In order to install users on conventional AM towers, the associated transmission lines must electrically be isolated from the AM tower to prevent disruption of the AM transmission. The CoLoSite technology used to accomplish this most efficiently differs depending upon whether the AM antenna system is a single, non-directional tower or a directional, multi-tower array.

On non-directional towers, the CoLoPole isolation system is used. The CoLoPole results in direct grounding of the AM tower. Thus, wireless antennas and transmission lines are mounted and bonded directly onto the structure. The CoLoPole uses a unique wire cage impedance transformer, derived from an AM-only design and proven in hundreds of installations. Lower portions of the cage are heavily insulated and spaced away from the tower to allow ready operational access to the wireless antenna system. The CoLoPole benefits the AM station with improved efficiency, “air sound”, and lightning protection, thus enhancing the tower colocation experience for the station.

Directional stations use multiple towers to form an FCC licensed radiation pattern crucial to protecting other stations from interference. This licensed pattern may not be disrupted by tower colocation. The cost-effective approach to this end is to employ specially designed isolation coils between the base station equipment and transmission line on the towers. The CoLoCoil was developed for this purpose. It effectively prevents the wireless transmission lines from impacting the operating parameters of the AM towers. CoLoCoils are modular, accommodating later expansion of wireless user requirements without significant impact on AM host facilities.

Notwithstanding the importance of the CoLoSite hardware to the AM tower colocation project, its overall success is primarily dependent on the complete project management of the effort. It is essential that this begins with initial coordination and negotiation with the AM station and extends to the final system testing and FCC reporting.

Planning for AM tower colocation begins with an analysis of the station facility. While all AM stations may theoretically be used for tower colocations, practical factors may make some facilities economically or technically impractical to develop. Where multiple towers exist, the most favorable of the towers must be chosen. A wrong choice may add thousands of dollars to project costs.

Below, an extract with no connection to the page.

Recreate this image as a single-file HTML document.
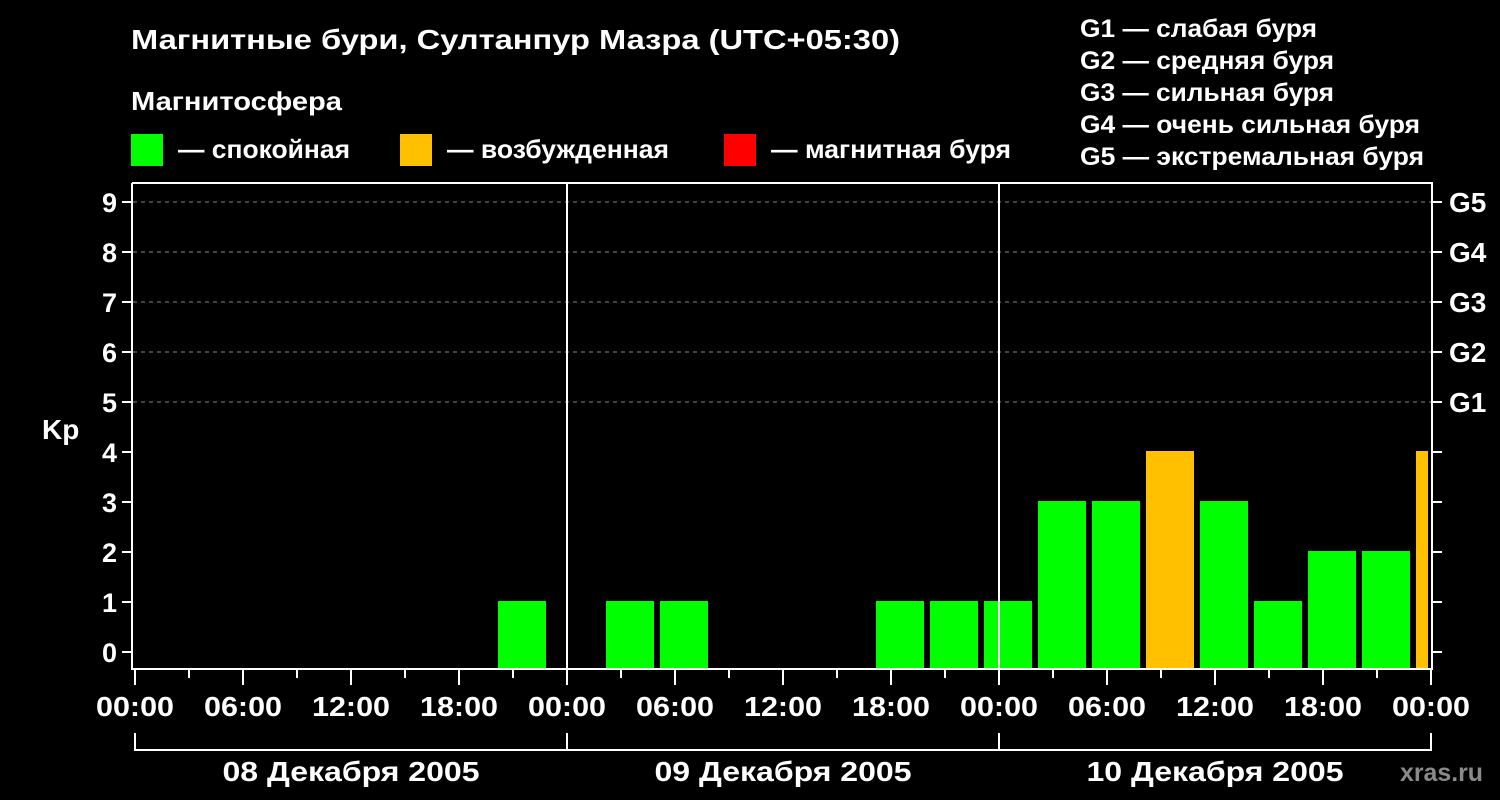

AM operations are at times complex, with different towers or even different sites, being used for day or night transmissions. This may impact costs and operational aspects of the project. For instance, selection of a tower used only at night could be a benefit to daytime construction and maintenance activities.

Normal site factors, such as access and construction convenience must be evaluated. Structural suitability of the tower and any required augmentation must be considered and viewed in terms of AM system parameter impacts. Further, each AM tower has beneath it a radial ground network of miles of copper wire. This is essential to proper AM operation and is mandated by the FCC. Special planning and construction precautions are needed to protect ground system integrity to avoid disruption and expensive replacement of the system.

Because AM towers operate “hot” at high RF voltages, proper selection of candidate towers is very important to cost effective and operationally supportable tower colocation. There are significant safety and operational issues, which must be carefully dealt with in installation and maintenance of wireless equipment near AM towers. Fortunately, these RF concerns can be managed and are not a significant problem in a CoLoSite installation. However, a high level of expertise is required in the planning phase to ensure that all safety and operational concerns are addressed.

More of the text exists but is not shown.